Hitt also draws from Eastern healing traditions. She recalls a few years ago, another woman came to her for a reiki session and her first words were: “I’m so glad you offer reiki. I only wanted Christian reiki.” With a smile, Hitt responded, “Do you only get Christian massages too?” It got quiet, then the woman started laughing. “There’s something about Eastern healing and spiritual traditions that can make some Christians squirm,” says Hitt. “I had to work through some of my own discomfort before discovering that any authentic healing, wisdom, or spirituality is universal.

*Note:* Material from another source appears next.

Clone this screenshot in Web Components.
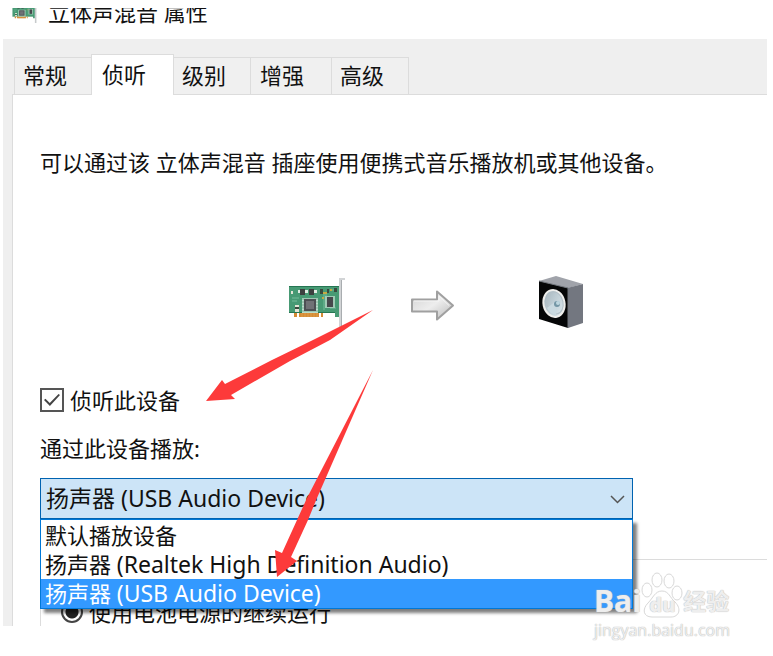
<!DOCTYPE html>
<html lang="zh-CN">
<head>
<meta charset="utf-8">
<title>立体声混音 属性</title>
<style>
body {
    margin: 0;
    background: #fff;
    color: #111;
    font: 22px/30px "Noto Sans", "Noto Sans CJK SC", sans-serif;
}
</style>
</head>
<body>
<properties-window>
    <sound-card-icon slot="icon"></sound-card-icon>
    <span slot="title">立体声混音 属性</span>
    <tab-strip>
        <tab-button>常规</tab-button>
        <tab-button active wide>侦听</tab-button>
        <tab-button>级别</tab-button>
        <tab-button wide>增强</tab-button>
        <tab-button>高级</tab-button>
    </tab-strip>
    <listen-panel></listen-panel>
    <pointer-arrows slot="overlay"></pointer-arrows>
    <site-watermark slot="overlay"></site-watermark>
</properties-window>

<script>
class PropertiesWindow extends HTMLElement {
    connectedCallback() {
        this.attachShadow({mode: 'open'}).innerHTML = `<style>
:host { display: block; position: relative; padding: 8px 6px 30px 3px; }
header { display: flex; height: 31px; overflow: hidden; }
.icon { width: 26px; height: 24px; margin: -8px 10px 0 9px; }
.title { margin-top: -11px; }
main { background: #efefef; padding: 15px 0 0 9px; }
</style>
<header><div class="icon"><slot name="icon"></slot></div><div class="title"><slot name="title"></slot></div></header>
<main><slot></slot></main>
<slot name="overlay"></slot>`;
    }
}

class TabStrip extends HTMLElement {
    connectedCallback() {
        this.attachShadow({mode: 'open'}).innerHTML = `<style>
:host { display: flex; align-items: flex-end; padding-left: 2px; }
</style><slot></slot>`;
        this.setAttribute('role', 'tablist');
    }
}

class TabButton extends HTMLElement {
    connectedCallback() {
        let selected = this.hasAttribute('active');
        this.attachShadow({mode: 'open'}).innerHTML = `<style>
:host { display: block; margin-right: -1px; }
button {
    display: block; height: 37px; padding: 0 24px 2px 8px;
    border: 1px solid #dcdcdc; border-bottom: 0;
    background: #f0f0f0; color: inherit; font: inherit;
}
:host([wide]) button { padding: 0 27px 2px 9px; }
:host([active]) { position: relative; margin-bottom: -1px; }
:host([active]) button { height: 41px; padding: 0 27px 2px 10px; background: #fff; }
</style><button type="button" role="tab" aria-selected="${selected}"><slot></slot></button>`;
    }
}

class SoundCardIcon extends HTMLElement {
    connectedCallback() {
        this.attachShadow({mode: 'open'}).innerHTML = `<style>
:host { display: block; }
svg { display: block; width: 100%; height: auto; }
</style>
<svg viewBox="0 0 58 52" aria-hidden="true">
<path d="M1 10h50v31h-4v-4H1z" fill="#479a74"/>
<path d="M1 10h50v1H1zM1 36h46v1H1z" fill="#267653"/>
<path d="M6 37h3v4H6zm5 0h20v4H11zm22 0h2v4h-2z" fill="#d58b35"/>
<path d="M14 37v4m3-4v4m3-4v4m3-4v4m3-4v4m3-4v4" stroke="#dd9d4a"/>
<g fill="none" stroke="#75bc99"><path d="M4 22h7m-7 3h5m27-8v17m2-17v15m4-18h7m-7 18h6"/></g>
<path d="M14 22h16v15H14z" fill="#b9dccb"/>
<path d="M14 23h16m-16 3h16m-16 3h16m-16 3h16m-16 3h16" stroke="#7fb096"/>
<path d="M16 23h12v12H16z" fill="#4d5054"/><path d="M18 25h8v8h-8z" fill="#707276"/>
<path d="M37 20h10v12H37z" fill="#9fcbb5"/>
<path d="M39 21h6v10h-6z" fill="#46494c"/>
<path d="M12 13h5v6h-5zm9 0h5v6h-5z" fill="#3c403f"/>
<path d="M10 14h2v3h-2zm7 0h3v3h-3zm9 0h3v3h-3z" fill="#e0ece2"/>
<path d="M7 29h4v2H7zm0 4h4v3H7zM3 15h2v3H3z" fill="#e4e5d5"/>
<path d="M7 31h4v2H7zM32 13h3v5h-3zm7 0h2v4h-2zm7-1h3v4h-3z" fill="#394a3e"/>
<path d="M35 16h4v2h-4zm-1 5h2v2h-2zm8-8h2v2h-2z" fill="#c5aa42"/>
<path d="M51 2h6v2h-3v48h-3z" fill="#d2d4d6"/><path d="M53 4h1v48h-1z" fill="#a9adb0"/>
</svg>`;
    }
}

class ArrowIcon extends HTMLElement {
    connectedCallback() {
        this.attachShadow({mode: 'open'}).innerHTML = `<style>
:host { display: block; }
svg { display: block; }
</style>
<svg width="62" height="52" viewBox="0 0 62 52" aria-hidden="true">
<defs><linearGradient id="g" x2="1" y2="1"><stop offset="0" stop-color="#d2d2d2"/><stop offset=".5" stop-color="#ededed"/><stop offset="1" stop-color="#b8b8b8"/></linearGradient></defs>
<path d="M1 23.500h25v-8L42 29.500 26 43.500v-8H1z" fill="url(#g)" stroke="#a0a0a0" stroke-width="2" stroke-linejoin="round"/>
<path d="M3 25h25v-5l10 9.500" fill="none" stroke="#f5f5f5"/>
</svg>`;
    }
}

class SpeakerIcon extends HTMLElement {
    connectedCallback() {
        this.attachShadow({mode: 'open'}).innerHTML = `<style>
:host { display: block; }
svg { display: block; }
</style>
<svg width="48" height="52" viewBox="0 0 48 52" aria-hidden="true">
<defs><linearGradient id="c" x2="1" y2="1"><stop offset="0" stop-color="#9fb0b9"/><stop offset="1" stop-color="#e1edf2"/></linearGradient></defs>
<path d="M1 5 18 0l27 8-15 4z" fill="#a0a3aa"/>
<path d="m29 12 16-4v39l-15 5z" fill="#737780"/>
<path d="m1 5 29 7v40L1 43z" fill="#050607"/>
<path d="m1 5 29 7v40" fill="none" stroke="#70757c"/>
<ellipse cx="16" cy="27.500" rx="10.500" ry="13.500" transform="rotate(-12 16 27.500)" fill="url(#c)" stroke="#eeeeec" stroke-width="2"/>
<ellipse cx="17" cy="27" rx="8" ry="11" transform="rotate(-12 17 27)" fill="none" stroke="#b4c1c8"/>
<path d="m18 25-9 7q3 6 9 7z" fill="#c9d9e0"/>
<circle cx="19" cy="28" r="3" fill="#7496a5"/><circle cx="20" cy="27" r="2" fill="#bdd6df"/>
</svg>`;
    }
}

class DeviceSelect extends HTMLElement {
    connectedCallback() {
        let devices = ['默认播放设备', '扬声器 (Realtek High Definition Audio)', '扬声器 (USB Audio Device)'];
        let current = 2;
        this.attachShadow({mode: 'open'}).innerHTML = `<style>
:host { display: block; }
label { display: block; }
.field { position: relative; margin-top: 15px; max-width: 593px; }
select {
    appearance: none; display: block; box-sizing: border-box; width: 100%; height: 41px;
    padding: 0 32px 2px 5px; border: 1px solid #0063b1; border-radius: 0;
    background: #cce4f7; color: inherit; font: inherit; font-size: 23px; outline: 0;
}
svg { position: absolute; right: 8px; top: 17px; }
ul {
    position: absolute; z-index: 1; left: 0; right: 0; top: 100%;
    margin: 0; padding: 1px 0 0; border: 1px solid #0078d7; list-style: none;
    background: #fff; box-shadow: 4px 4px 3px rgba(0, 0, 0, .5); line-height: 29px;
}
li { height: 29px; padding-left: 4px; white-space: nowrap; }
.latin { font-size: 23px; }
li[aria-selected=true] { background: #3399ff; color: #fff; }
</style>
<label for="device">通过此设备播放:</label>
<div class="field">
    <select id="device">${devices.map((d, i) => `<option${i == current ? ' selected' : ''}>${d}</option>`).join('')}</select>
    <svg width="15" height="9" viewBox="0 0 15 9" aria-hidden="true"><path d="m1 1 6.500 6.500L14 1" fill="none" stroke="#555" stroke-width="1.500"/></svg>
    <ul role="listbox">${devices.map((d, i) => `<li role="option" aria-selected="${i == current}">${d.replace(/\(.*\)/, '<span class="latin">$&</span>')}</li>`).join('')}</ul>
</div>`;
        let select = this.shadowRoot.querySelector('select');
        let items = this.shadowRoot.querySelectorAll('li');
        items.forEach((item, i) => item.addEventListener('click', () => {
            select.selectedIndex = i;
            items.forEach((li) => li.setAttribute('aria-selected', li == item));
        }));
    }
}

class ListenPanel extends HTMLElement {
    connectedCallback() {
        this.attachShadow({mode: 'open'}).innerHTML = `<style>
:host { display: block; border: solid #dcdcdc; border-width: 1px 0 0 1px; background: #fff; padding: 52px 0 0 27px; }
p { margin: 0; }
.route { display: flex; gap: 65px; margin-top: 99px; padding-left: 248px; }
sound-card-icon { width: 58px; }
.check { display: flex; align-items: center; gap: 6px; margin: 57px 0 18px; }
input { appearance: none; flex: none; margin: 0; box-sizing: border-box; }
input[type=checkbox] { width: 24px; height: 24px; border: 2px solid #555; display: grid; place-items: center; }
input[type=checkbox]:checked::before {
    content: ""; width: 16px; height: 12px; background: #444;
    clip-path: polygon(0 50%, 9% 40%, 36% 76%, 91% 0, 100% 8%, 37% 100%);
}
.power { margin-top: 40px; border: solid #dcdcdc; border-width: 1px 0 0 1px; padding: 38px 0 0 20px; }
.power label { display: flex; align-items: center; gap: 6px; line-height: 28px; }
input[type=radio] {
    width: 22px; height: 22px; border: 2px solid #444; border-radius: 50%;
    background: radial-gradient(circle, #222 6px, #fff 7px);
}
</style>
<p>可以通过该 立体声混音 插座使用便携式音乐播放机或其他设备。</p>
<div class="route"><sound-card-icon></sound-card-icon><arrow-icon></arrow-icon><speaker-icon></speaker-icon></div>
<label class="check"><input type="checkbox" checked>侦听此设备</label>
<device-select></device-select>
<div class="power"><label><input type="radio" name="power" checked>使用电池电源的继续运行</label></div>`;
    }
}

class PointerArrows extends HTMLElement {
    connectedCallback() {
        this.attachShadow({mode: 'open'}).innerHTML = `<style>
:host { position: absolute; z-index: 2; left: 200px; top: 300px; pointer-events: none; }
svg { display: block; }
</style>
<svg width="180" height="280" viewBox="200 300 180 280" fill="#fd3a3a" aria-hidden="true">
<path d="M206 401 222 380l3 4 47-24 41-20 60-30-43 30-40 21-59 34 4 4z"/>
<path d="m277 577-2-27 7 3 15-33 10-22 66-128-56 128-9 22-17 37 6 4z"/>
</svg>`;
    }
}

class SiteWatermark extends HTMLElement {
    connectedCallback() {
        this.attachShadow({mode: 'open'}).innerHTML = `<style>
:host {
    position: absolute; z-index: 2; right: 43px; bottom: 16px; pointer-events: none;
    color: rgba(255, 255, 255, .75); font-family: "Open Sans", "Noto Sans CJK SC", sans-serif; font-weight: 700;
    text-shadow: 0 0 1px #bbb, 0 0 1px #bbb;
}
.brand { display: flex; align-items: center; height: 50px; font-size: 30px; line-height: 50px; }
.brand span { padding-top: 12px; }
.brand .cn { font-size: 23px; }
.paw { position: relative; width: 42px; height: 46px; }
.paw b { position: absolute; left: 0; right: 0; top: 23px; text-align: center; font-size: 20px; line-height: 20px; }
.url { font-size: 16px; line-height: 20px; font-weight: 400; }
</style>
<div class="brand"><span>Bai</span><div class="paw">
<svg width="42" height="46" viewBox="0 0 42 46" fill="#fff" fill-opacity=".5" stroke="#d8d8d8" aria-hidden="true">
<ellipse cx="6" cy="18" rx="5" ry="7"/><ellipse cx="16" cy="8" rx="5" ry="7"/><ellipse cx="28" cy="9" rx="5" ry="7"/><ellipse cx="36" cy="21" rx="5" ry="7"/>
<path d="M21 19c7 0 8 7 13 11 7 7 4 15-4 15H11C2 45 1 37 7 31c5-5 7-12 14-12z"/>
</svg><b>du</b></div><span class="cn">经验</span></div>
<div class="url">jingyan.baidu.com</div>`;
    }
}

window.customElements.define('properties-window', PropertiesWindow);
window.customElements.define('tab-strip', TabStrip);
window.customElements.define('tab-button', TabButton);
window.customElements.define('sound-card-icon', SoundCardIcon);
window.customElements.define('arrow-icon', ArrowIcon);
window.customElements.define('speaker-icon', SpeakerIcon);
window.customElements.define('device-select', DeviceSelect);
window.customElements.define('listen-panel', ListenPanel);
window.customElements.define('pointer-arrows', PointerArrows);
window.customElements.define('site-watermark', SiteWatermark);
</script>
</body>
</html>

No one ‘owns’ silence, breathing, energy, or dreams!”
Much More Than a Hybrid
Others feel that if they widen their spiritual horizons too much, they’ll become feckless hybrids—a little bit Christian, a little bit Buddhist, etc. Perhaps they’re afraid they’ll hop from one to another, following in the footsteps of rap star Snoop Dogg, who has reportedly been a Muslim, Mormon, Rastafarian, and now evangelical Christian.
“I don’t consider myself a hybrid—I’m a perennialist,” says Rabbi Rami Shapiro. “I am convinced that there is a core truth revealed at the mystic heart of all religions. That is the truth of nonduality: all reality is the happening of God, Brahman, Tao, Mother, YHVH, Allah, etc.”
Judaism remains Rami’s mother tongue when seeking to articulate his understanding of reality, and he continues to observe Jewish traditions such as kashrut (kosher), Shabbat, and the Jewish holy days. Shapiro doesn’t try to blend Judaism with Hinduism or any other religion. “I’m simply adding insights and practices to my spiritual toolbox that further my experience of God,” he says.
Listening To Sophia
The spacious paths of today’s spiritual adventurers also make more room for the Divine Feminine. Many of us were steeped in traditions that had little or no room for the Divine Mother or Sophia (feminine wisdom in Catholicism and Orthodox Christianity). Men preached the sermons and blew the shofar.
“I grew up in a Christian tradition that rarely talked about God in any other ways than masculine imagery—most often Father,” says Hitt. “They scoffed at anyone who spoke of God as ‘She’ or mentioned Sophia.”
In Hitt’s youth, she modeled herself around this masculine image of the God worshipped in her church community. This impacted her not only spiritually but emotionally and physically as well. She valued and lived out active yang energy while the female yin qualities like rest, waiting, and gentleness were undervalued. She subsequently became a workaholic and burned out as a youth pastor.
“As I gave myself permission to explore contemplative and mystical traditions, my heart began to soften to what was unknown and at times uncomfortable,” she says. “This included softening toward the Divine Feminine, which was great preparation for when She showed up in a vision, holding out her hand to me. With Jesus and Lady Wisdom, I’ve found a wholeness that wasn’t there before taking her hand.”
Kasey Hitt and Rabbi Rami are like spiritual Magellans who reassure us that we’re not going to fall off the edge of the world when we venture into uncharted territory. “While Torah is foundational for me,” says Rami, “I can’t imagine my life without the guidance of the Bhagavad Gita, the Gospels and Paul, Lao Tzu and Chuang Tzu, the Dhammapada, Heart Sutra, and Nagarjuna’s Middle Way. Knowing more than one religion enriches your life the same way knowing more than one language and more than one style of music and art enriches your life.”